→ WHAT YOU ARE ASKED TO DO:
Give a verbatim copy of the lines below, minus the pictures.

____

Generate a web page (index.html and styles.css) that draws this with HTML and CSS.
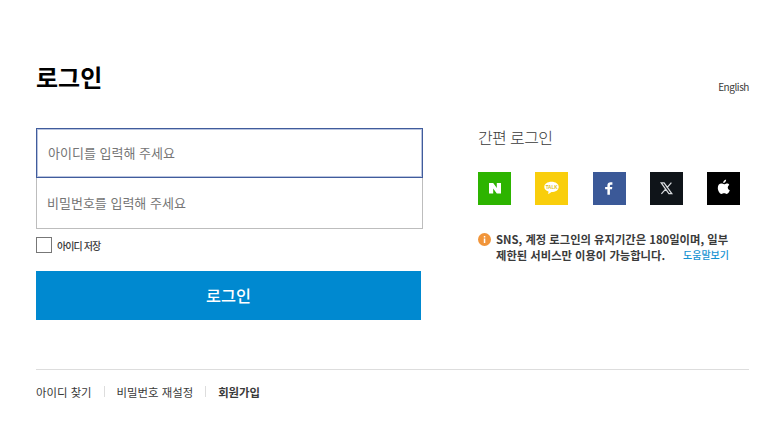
FILE: index.html
```html
<!DOCTYPE html>
<html lang="ko">
<head>
<meta charset="utf-8">
<title>로그인</title>
<link rel="stylesheet" href="styles.css">
</head>
<body>
<main class="page">
  <header class="header">
    <h1 class="title">로그인</h1>
    <a class="lang">English</a>
  </header>
  <div class="columns">
    <form class="form">
      <input class="field field-active" type="text" placeholder="아이디를 입력해 주세요">
      <input class="field" type="password" placeholder="비밀번호를 입력해 주세요">
      <label class="save"><span class="box"></span><span class="save-text">아이디 저장</span></label>
      <button class="submit" type="button">로그인</button>
    </form>
    <section class="social">
      <h2 class="social-title">간편 로그인</h2>
      <div class="icons">
        <a class="icon naver"><svg viewBox="0 0 33 33"><path fill="#fff" d="M11 11h4.2l3.6 5.1V11H23v10.6h-4.2l-3.6-5.1v5.1H11z"/></svg></a>
        <a class="icon kakao"><svg viewBox="0 0 33 33"><path fill="#fff" d="M16.5 9.8c4.1 0 7.2 2.2 7.2 5.1s-3.1 5.1-7.2 5.1l-3.3 2.3.3-2.8c-2.5-.8-4.2-2.6-4.2-4.6 0-2.9 3.1-5.1 7.2-5.1z"/><text class="talk" x="16.6" y="16.6" text-anchor="middle">TALK</text></svg></a>
        <a class="icon facebook"><svg viewBox="0 0 33 33"><path fill="#fff" d="M14.4 22.8v-5.5h-2.3v-2.4h2.3v-1.4c0-2.1 1.2-3.2 3.2-3.2h1.8v2.4h-1.2c-.9 0-1.3.4-1.3 1.1v1.1h2.4l-.3 2.4h-2.1v5.5z"/></svg></a>
        <a class="icon x"><svg viewBox="0 0 33 33"><path fill="none" stroke="#d9dcdf" stroke-width="1.25" d="M11.2 10.9h2.9l7.7 10.8h-2.9zM21.4 10.6l-4.6 5.2M15.8 16.9l-4.4 4.9"/></svg></a>
        <a class="icon apple"><svg viewBox="0 0 33 33"><path fill="#fff" d="M19.1 7.5c.2 1.8-1.3 3.5-2.9 3.5-.2-1.7 1.3-3.3 2.9-3.5zM22.3 12.9c-2.2 1.4-1.9 4.3.5 5.3-.6 1.6-1.7 3.7-3.1 3.7-1 0-1.4-.6-2.6-.6s-1.6.6-2.6.6c-1.7 0-3.7-3.3-3.7-6 0-2.8 1.7-4.3 3.5-4.3 1.2 0 2 .7 2.8.7s1.7-.8 3-.8c.9 0 1.7.5 2.2 1.4z"/></svg></a>
      </div>
      <div class="notice">
        <svg class="info" viewBox="0 0 13 13"><circle cx="6.5" cy="6.5" r="6.5" fill="#f1953a"/><path fill="#fff" d="M5.8 3h1.5v1.5H5.8zM5.8 5.4h1.5V10H5.8z"/></svg>
        <p class="notice-text">SNS, 계정 로그인의 유지기간은 180일이며, 일부<br><span class="row"><span>제한된 서비스만 이용이 가능합니다.</span><a class="help">도움말보기</a></span></p>
      </div>
    </section>
  </div>
  <nav class="links">
    <a>아이디 찾기</a><a class="split">비밀번호 재설정</a><a class="split join">회원가입</a>
  </nav>
</main>
</body>
</html>
```
FILE: styles.css
```css
* { box-sizing: border-box; }
body {
  margin: 0;
  background: #fff;
  color: #3a3a3a;
  font-family: "Noto Sans CJK KR", sans-serif;
}
.page { width: 713px; margin: 0 0 0 36px; padding-top: 59px; }
.header { display: flex; justify-content: space-between; height: 69px; }
.title { margin: 0; font-size: 24px; line-height: 36px; font-weight: 700; color: #000; }
.lang { margin-top: 20px; font-size: 10px; line-height: 16px; letter-spacing: -0.45px; }
.columns { display: flex; justify-content: space-between; height: 241px; }
.form { width: 387px; display: flex; flex-direction: column; }
.field {
  width: 387px;
  height: 51px;
  padding: 0 10px 2px;
  border: 1px solid #bdbdbd;
  border-top: 0;
  border-radius: 0;
  outline: 0;
  background: #fff;
  font: 400 13px "Noto Sans CJK KR", sans-serif;
}
.field::placeholder { color: #757575; opacity: 1; }
.field-active { height: 50px; border: 1px solid #405c9c; box-shadow: inset 0 0 0 1px #b9c4df; padding-left: 11px; }
.save { display: flex; align-items: center; height: 16px; margin-top: 8px; }
.box { width: 16px; height: 16px; border: 1px solid #777; }
.save-text { margin-left: 5px; font-size: 10px; letter-spacing: -0.9px; font-weight: 500; }
.submit {
  width: 385px;
  height: 49px;
  margin-top: 18px;
  padding: 0 0 1px;
  border: 0;
  background: #0089d0;
  color: #fff;
  font: 500 16.3px "Noto Sans CJK KR", sans-serif;
}
.social { width: 271px; }
.social-title { margin: -1px 0 0; height: 45px; font-size: 16px; line-height: 20px; font-weight: 300; letter-spacing: -0.6px; }
.icons { display: flex; gap: 24.3px; }
.icon { width: 33px; height: 33px; flex: none; }
.icon svg { display: block; width: 33px; height: 33px; }
.naver { background: #2db400; }
.kakao { background: #f9ce0c; }
.facebook { background: #3b5998; }
.x { background: #0f1419; }
.apple { background: #000; }
.talk { font: 700 4.6px "Liberation Sans", sans-serif; fill: #e0bd20; }
.notice { display: flex; margin-top: 26px; }
.info { width: 13px; height: 13px; margin: 2px 5px 0 0; flex: none; }
.notice-text { margin: 0; width: 233px; font-size: 11.3px; line-height: 16px; font-weight: 700; white-space: nowrap; }
.row { display: flex; justify-content: space-between; }
.help { font-size: 10px; font-weight: 500; color: #1593d2; }
.links { display: flex; align-items: center; border-top: 1px solid #ddd; height: 44px; font-size: 11.4px; }
.split { display: flex; align-items: center; margin-left: 12px; }
.split::before { content: ""; width: 1px; height: 11px; margin-right: 12px; background: #ddd; }
.join { font-weight: 700; }
```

____

→ ANSWER TO THE PROBLEM:
Generate a web page (index.html and styles.css) that draws this with HTML and CSS.
FILE: index.html
```html
<!DOCTYPE html>
<html lang="ko">
<head>
<meta charset="utf-8">
<title>로그인</title>
<link rel="stylesheet" href="styles.css">
</head>
<body>
<main class="page">
  <header class="header">
    <h1 class="title">로그인</h1>
    <a class="lang">English</a>
  </header>
  <div class="columns">
    <form class="form">
      <input class="field field-active" type="text" placeholder="아이디를 입력해 주세요">
      <input class="field" type="password" placeholder="비밀번호를 입력해 주세요">
      <label class="save"><span class="box"></span><span class="save-text">아이디 저장</span></label>
      <button class="submit" type="button">로그인</button>
    </form>
    <section class="social">
      <h2 class="social-title">간편 로그인</h2>
      <div class="icons">
        <a class="icon naver"><svg viewBox="0 0 33 33"><path fill="#fff" d="M11 11h4.2l3.6 5.1V11H23v10.6h-4.2l-3.6-5.1v5.1H11z"/></svg></a>
        <a class="icon kakao"><svg viewBox="0 0 33 33"><path fill="#fff" d="M16.5 9.8c4.1 0 7.2 2.2 7.2 5.1s-3.1 5.1-7.2 5.1l-3.3 2.3.3-2.8c-2.5-.8-4.2-2.6-4.2-4.6 0-2.9 3.1-5.1 7.2-5.1z"/><text class="talk" x="16.6" y="16.6" text-anchor="middle">TALK</text></svg></a>
        <a class="icon facebook"><svg viewBox="0 0 33 33"><path fill="#fff" d="M14.4 22.8v-5.5h-2.3v-2.4h2.3v-1.4c0-2.1 1.2-3.2 3.2-3.2h1.8v2.4h-1.2c-.9 0-1.3.4-1.3 1.1v1.1h2.4l-.3 2.4h-2.1v5.5z"/></svg></a>
        <a class="icon x"><svg viewBox="0 0 33 33"><path fill="none" stroke="#d9dcdf" stroke-width="1.25" d="M11.2 10.9h2.9l7.7 10.8h-2.9zM21.4 10.6l-4.6 5.2M15.8 16.9l-4.4 4.9"/></svg></a>
        <a class="icon apple"><svg viewBox="0 0 33 33"><path fill="#fff" d="M19.1 7.5c.2 1.8-1.3 3.5-2.9 3.5-.2-1.7 1.3-3.3 2.9-3.5zM22.3 12.9c-2.2 1.4-1.9 4.3.5 5.3-.6 1.6-1.7 3.7-3.1 3.7-1 0-1.4-.6-2.6-.6s-1.6.6-2.6.6c-1.7 0-3.7-3.3-3.7-6 0-2.8 1.7-4.3 3.5-4.3 1.2 0 2 .7 2.8.7s1.7-.8 3-.8c.9 0 1.7.5 2.2 1.4z"/></svg></a>
      </div>
      <div class="notice">
        <svg class="info" viewBox="0 0 13 13"><circle cx="6.5" cy="6.5" r="6.5" fill="#f1953a"/><path fill="#fff" d="M5.8 3h1.5v1.5H5.8zM5.8 5.4h1.5V10H5.8z"/></svg>
        <p class="notice-text">SNS, 계정 로그인의 유지기간은 180일이며, 일부<br><span class="row"><span>제한된 서비스만 이용이 가능합니다.</span><a class="help">도움말보기</a></span></p>
      </div>
    </section>
  </div>
  <nav class="links">
    <a>아이디 찾기</a><a class="split">비밀번호 재설정</a><a class="split join">회원가입</a>
  </nav>
</main>
</body>
</html>
```
FILE: styles.css
```css
* { box-sizing: border-box; }
body {
  margin: 0;
  background: #fff;
  color: #3a3a3a;
  font-family: "Noto Sans CJK KR", sans-serif;
}
.page { width: 713px; margin: 0 0 0 36px; padding-top: 59px; }
.header { display: flex; justify-content: space-between; height: 69px; }
.title { margin: 0; font-size: 24px; line-height: 36px; font-weight: 700; color: #000; }
.lang { margin-top: 20px; font-size: 10px; line-height: 16px; letter-spacing: -0.45px; }
.columns { display: flex; justify-content: space-between; height: 241px; }
.form { width: 387px; display: flex; flex-direction: column; }
.field {
  width: 387px;
  height: 51px;
  padding: 0 10px 2px;
  border: 1px solid #bdbdbd;
  border-top: 0;
  border-radius: 0;
  outline: 0;
  background: #fff;
  font: 400 13px "Noto Sans CJK KR", sans-serif;
}
.field::placeholder { color: #757575; opacity: 1; }
.field-active { height: 50px; border: 1px solid #405c9c; box-shadow: inset 0 0 0 1px #b9c4df; padding-left: 11px; }
.save { display: flex; align-items: center; height: 16px; margin-top: 8px; }
.box { width: 16px; height: 16px; border: 1px solid #777; }
.save-text { margin-left: 5px; font-size: 10px; letter-spacing: -0.9px; font-weight: 500; }
.submit {
  width: 385px;
  height: 49px;
  margin-top: 18px;
  padding: 0 0 1px;
  border: 0;
  background: #0089d0;
  color: #fff;
  font: 500 16.3px "Noto Sans CJK KR", sans-serif;
}
.social { width: 271px; }
.social-title { margin: -1px 0 0; height: 45px; font-size: 16px; line-height: 20px; font-weight: 300; letter-spacing: -0.6px; }
.icons { display: flex; gap: 24.3px; }
.icon { width: 33px; height: 33px; flex: none; }
.icon svg { display: block; width: 33px; height: 33px; }
.naver { background: #2db400; }
.kakao { background: #f9ce0c; }
.facebook { background: #3b5998; }
.x { background: #0f1419; }
.apple { background: #000; }
.talk { font: 700 4.6px "Liberation Sans", sans-serif; fill: #e0bd20; }
.notice { display: flex; margin-top: 26px; }
.info { width: 13px; height: 13px; margin: 2px 5px 0 0; flex: none; }
.notice-text { margin: 0; width: 233px; font-size: 11.3px; line-height: 16px; font-weight: 700; white-space: nowrap; }
.row { display: flex; justify-content: space-between; }
.help { font-size: 10px; font-weight: 500; color: #1593d2; }
.links { display: flex; align-items: center; border-top: 1px solid #ddd; height: 44px; font-size: 11.4px; }
.split { display: flex; align-items: center; margin-left: 12px; }
.split::before { content: ""; width: 1px; height: 11px; margin-right: 12px; background: #ddd; }
.join { font-weight: 700; }
```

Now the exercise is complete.